Baker did question the logic of plastered makeup as an unnecessary paste on unlike anybody before in Kerala. He bared his walls of beautiful brick works or stone masonry and made us admire the beauty of materials. None did that in Kerala before except Architect Chisholm and his ilk in the 19c or early 20c. He used plans and sequence of spaces, which were contemporary and modern (least the way Kerala planned traditionally). He used openings and windows which were simplified modern. None of these could be called Kerala Style. His jallis were neither an adaptation of the past. Baker rejected past’s follies and adapted relevant and significant ones from anywhere

But true, he made tiled roof and sloped concrete roofs resembling the roofs of traditional Kerala as well as some wood joinery details, railings, etc. more like the “post modernist” way, yet very ingeniously and beautifully. And to that extend he was using an easily recognizable architectural vocabulary and signifying certain accepted meanings of forms. He was thus rebelling against the accepted principles of modern architecture as well. I think, that to him was just a way to get more latent ideas of architecture, - of lower cost and frugal living and ecological building - acceptable to people, more like the way Mahatma Gandhi clothed his ideas in simple mass appeal. Baker’s architecture will be and is significant beyond these scenographic formalisms. At the techtonic level and in technological innovation and spatial creativity, his architecture was universal, modern and had the significant spirit of adventure and objectivity. Modern scientific spirit of enquiry was the basis of his architecture. And it happened at a significant point in Kerala’s architectural and political history.

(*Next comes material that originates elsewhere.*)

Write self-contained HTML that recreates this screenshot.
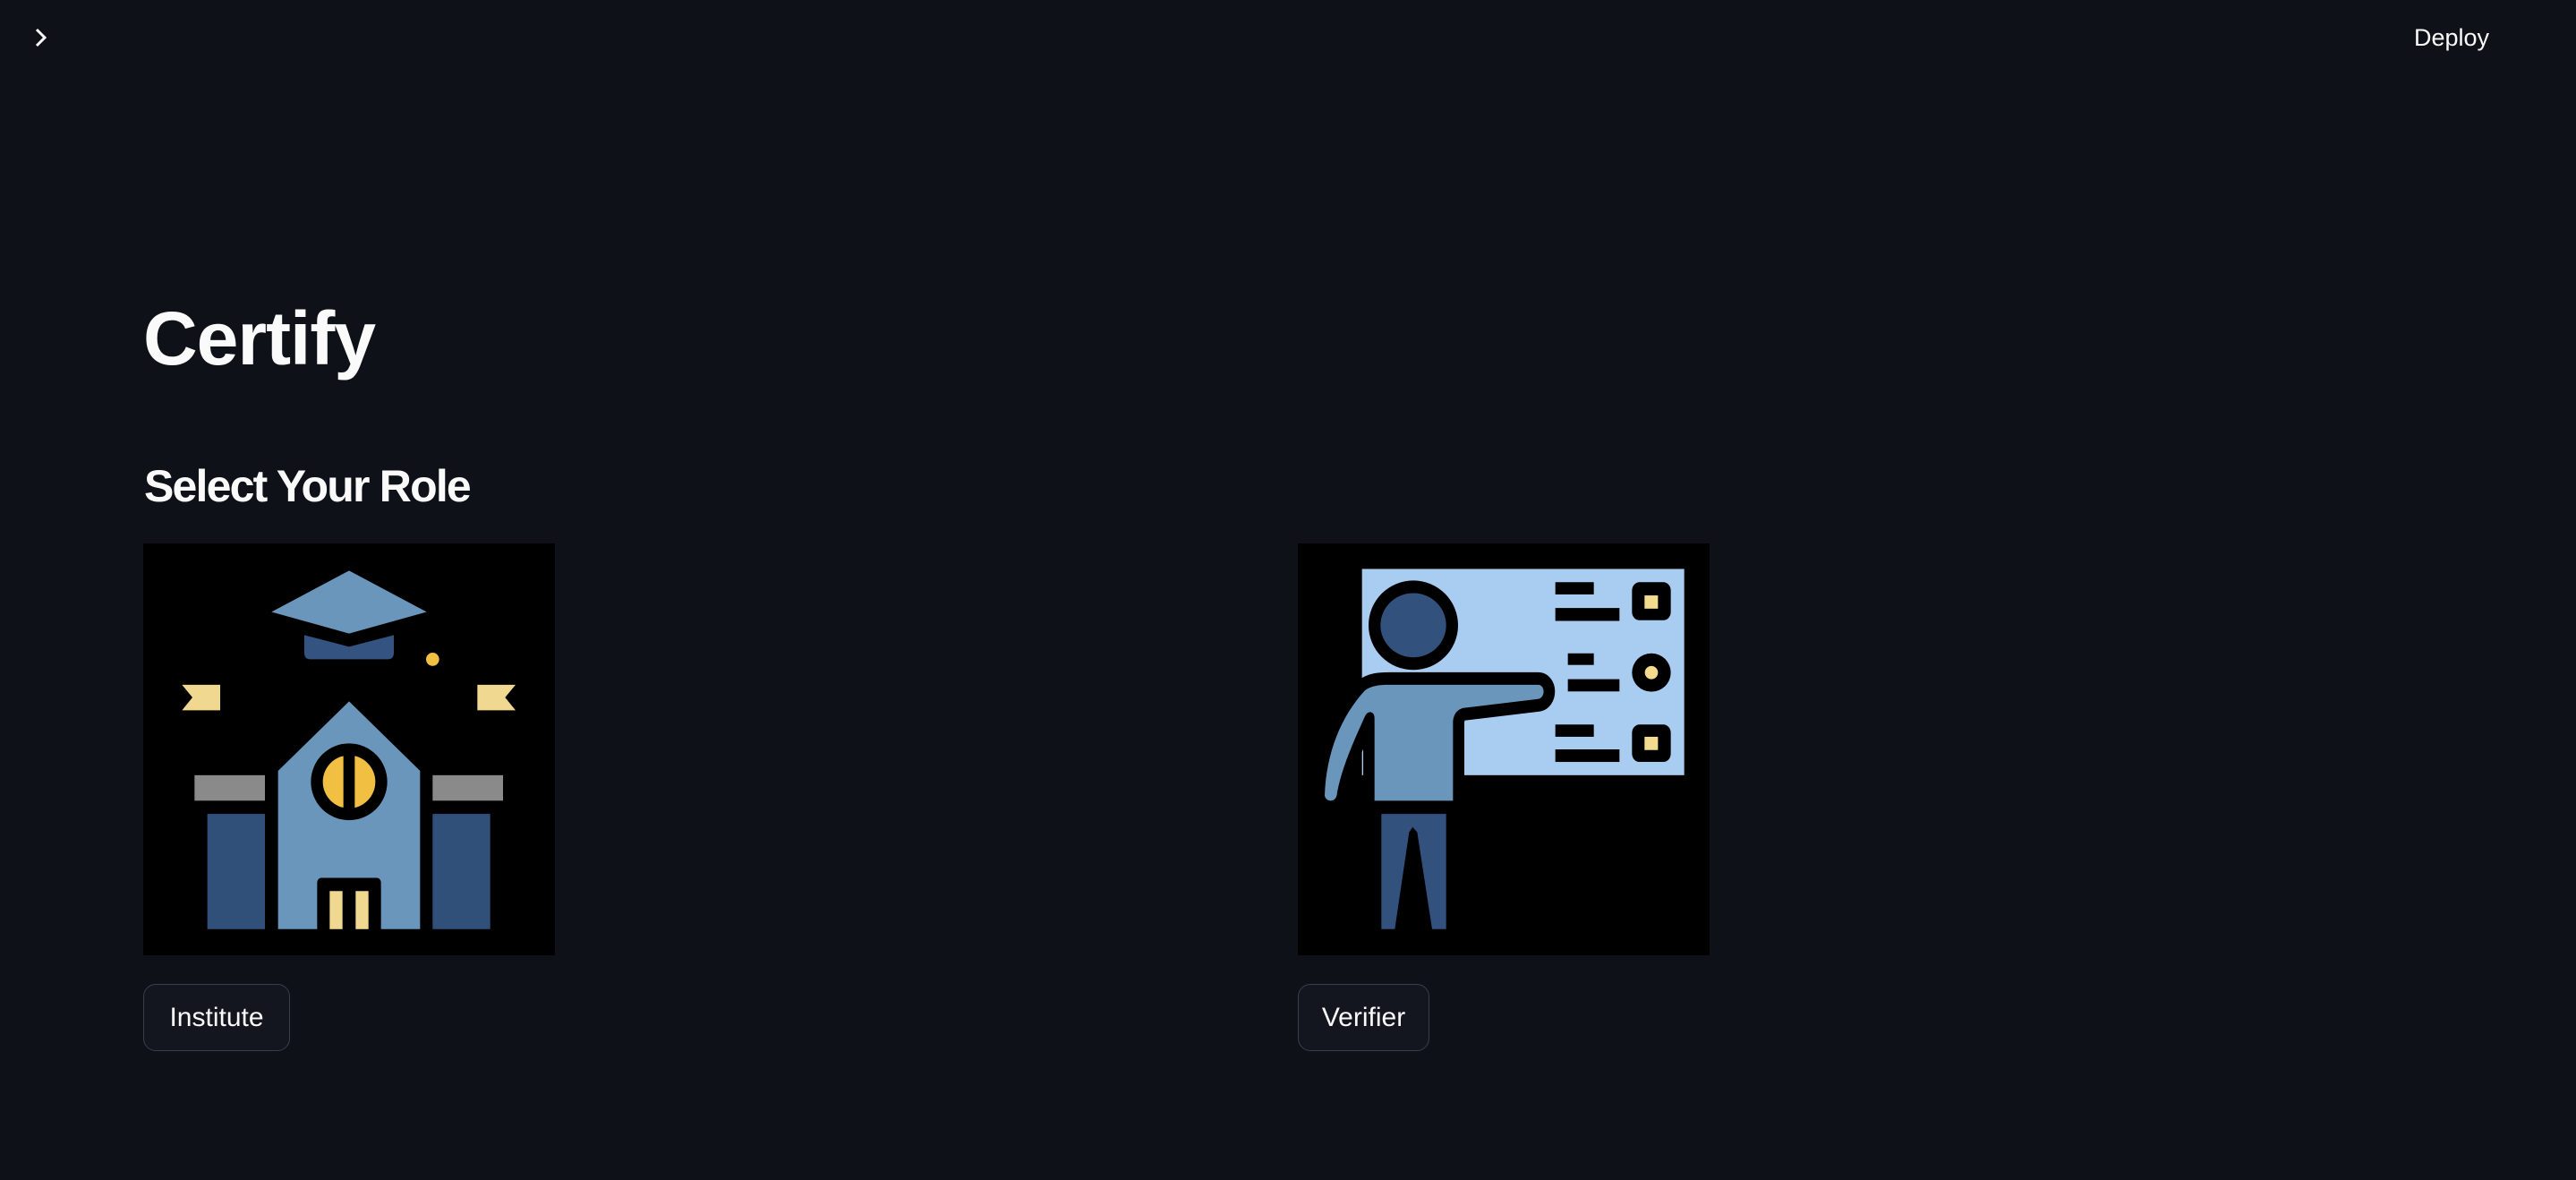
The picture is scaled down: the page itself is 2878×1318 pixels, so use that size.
<!DOCTYPE html>
<html><head><meta charset="utf-8"><style>
html,body{margin:0;padding:0;background:#0e1117;width:2878px;height:1318px;overflow:hidden;font-family:"Liberation Sans",sans-serif;color:#fafafa}
.abs{position:absolute}
h1{position:absolute;left:160px;top:336px;margin:0;font-size:84px;font-weight:700;line-height:1;letter-spacing:-1px}
h2{position:absolute;left:161px;top:518px;margin:0;font-size:50px;font-weight:700;line-height:1;letter-spacing:-1.8px}
.btn{position:absolute;top:1099px;height:75px;border:1.5px solid #3b3e48;border-radius:14px;background:#13161e;font-size:30px;display:flex;align-items:center;justify-content:center;box-sizing:border-box}
</style></head><body>
<svg class="abs" style="left:36px;top:30px" width="20" height="24" viewBox="0 0 20 24"><path d="M5 3 L14 12 L5 21" fill="none" stroke="#fafafa" stroke-width="3"/></svg>
<div class="abs" style="left:2697px;top:27px;font-size:27px">Deploy</div>
<h1>Certify</h1>
<h2>Select Your Role</h2>

<svg class="abs" style="left:160px;top:607px" width="460" height="460" viewBox="0 18 1380 1244" preserveAspectRatio="none">
<rect x="0" y="18" width="1380" height="1244" fill="#000"/>
<polygon points="430,225 690,100 950,225 690,290" fill="#6a96bb"/>
<path d="M540,295 L690,330 L840,295 L840,348 Q840,368 820,368 L560,368 Q540,368 540,348Z" fill="#345380"/>
<ellipse cx="970" cy="368" rx="22" ry="20" fill="#f1bf42"/>
<polygon points="130,445 258,445 258,522 130,522 165,483" fill="#f0d890"/>
<polygon points="1120,445 1248,445 1213,483 1248,522 1120,522" fill="#f0d890"/>
<rect x="172" y="718" width="236" height="77" fill="#8a8a8a"/>
<rect x="970" y="718" width="236" height="77" fill="#8a8a8a"/>
<rect x="215" y="835" width="193" height="348" fill="#30507a"/>
<rect x="970" y="835" width="193" height="348" fill="#30507a"/>
<polygon points="452,705 690,495 928,705 928,1183 452,1183" fill="#6a96bb"/>
<ellipse cx="690" cy="738" rx="128" ry="116" fill="#000"/>
<ellipse cx="690" cy="738" rx="88" ry="80" fill="#f1bf42"/>
<rect x="671" y="650" width="38" height="180" fill="#000"/>
<rect x="583" y="1028" width="214" height="170" rx="14" fill="#000"/>
<rect x="625" y="1068" width="43" height="115" fill="#f0d890"/>
<rect x="712" y="1068" width="43" height="115" fill="#f0d890"/>
</svg>

<svg class="abs" style="left:1450px;top:607px" width="460" height="460" viewBox="15 18 1380 1244" preserveAspectRatio="none">
<rect x="15" y="18" width="1380" height="1244" fill="#000"/>
<rect x="230" y="95" width="1080" height="623" fill="#a9cdf0"/>
<rect x="878" y="135" width="129" height="37" fill="#000"/>
<rect x="878" y="213" width="215" height="39" fill="#000"/>
<rect x="1135" y="135" width="130" height="115" rx="25" fill="#000"/>
<rect x="1177" y="175" width="45" height="40" fill="#f3dc8e"/>
<rect x="920" y="350" width="87" height="35" fill="#000"/>
<rect x="920" y="428" width="173" height="37" fill="#000"/>
<ellipse cx="1200" cy="408" rx="65" ry="58" fill="#000"/>
<ellipse cx="1200" cy="408" rx="22" ry="20" fill="#f3dc8e"/>
<rect x="878" y="565" width="129" height="37" fill="#000"/>
<rect x="878" y="640" width="215" height="38" fill="#000"/>
<rect x="1135" y="565" width="130" height="113" rx="25" fill="#000"/>
<rect x="1177" y="602" width="45" height="40" fill="#f3dc8e"/>
<ellipse cx="402" cy="265" rx="150" ry="135" fill="#000"/>
<ellipse cx="402" cy="265" rx="110" ry="97" fill="#33517d"/>
<path d="M105,780 C110,650 160,540 240,462 C262,447 290,445 320,445 L820,445 C845,445 845,485 820,488 L570,515 C545,520 535,540 535,560 L535,795 L272,795 L272,545 C272,525 250,520 240,540 C200,620 160,700 145,780 C140,800 110,800 105,780 Z" fill="#000" stroke="#000" stroke-width="76" stroke-linejoin="round"/>
<path d="M105,780 C110,650 160,540 240,462 C262,447 290,445 320,445 L820,445 C845,445 845,485 820,488 L570,515 C545,520 535,540 535,560 L535,795 L272,795 L272,545 C272,525 250,520 240,540 C200,620 160,700 145,780 C140,800 110,800 105,780 Z" fill="#6a96bb"/>
<polygon points="295,835 512,835 512,1183 465,1183 415,890 400,875 388,890 340,1183 295,1183" fill="#33517d"/>
</svg>

<div class="btn" style="left:160px;width:164px">Institute</div>
<div class="btn" style="left:1450px;width:147px">Verifier</div>
</body></html>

Let us remember not to reduce this significance of Baker to that of a mere technician (even if a masterly one) or just a low cost architect. Let us not disgrace his masterly adaptations with cheap imitations as seen in Kerala’s recent scenography of questionable and insipid adaptation of sloping roofs. A serious study of Baker’s architecture is required. I hope some one will do it. May be that only a European will be destined to do that!

Baker was admittedly a Gandhian in ideas and yet like Gandhi he is understood more superficially and because of his eminence, would be followed more in form than in real spirit and content of ideas.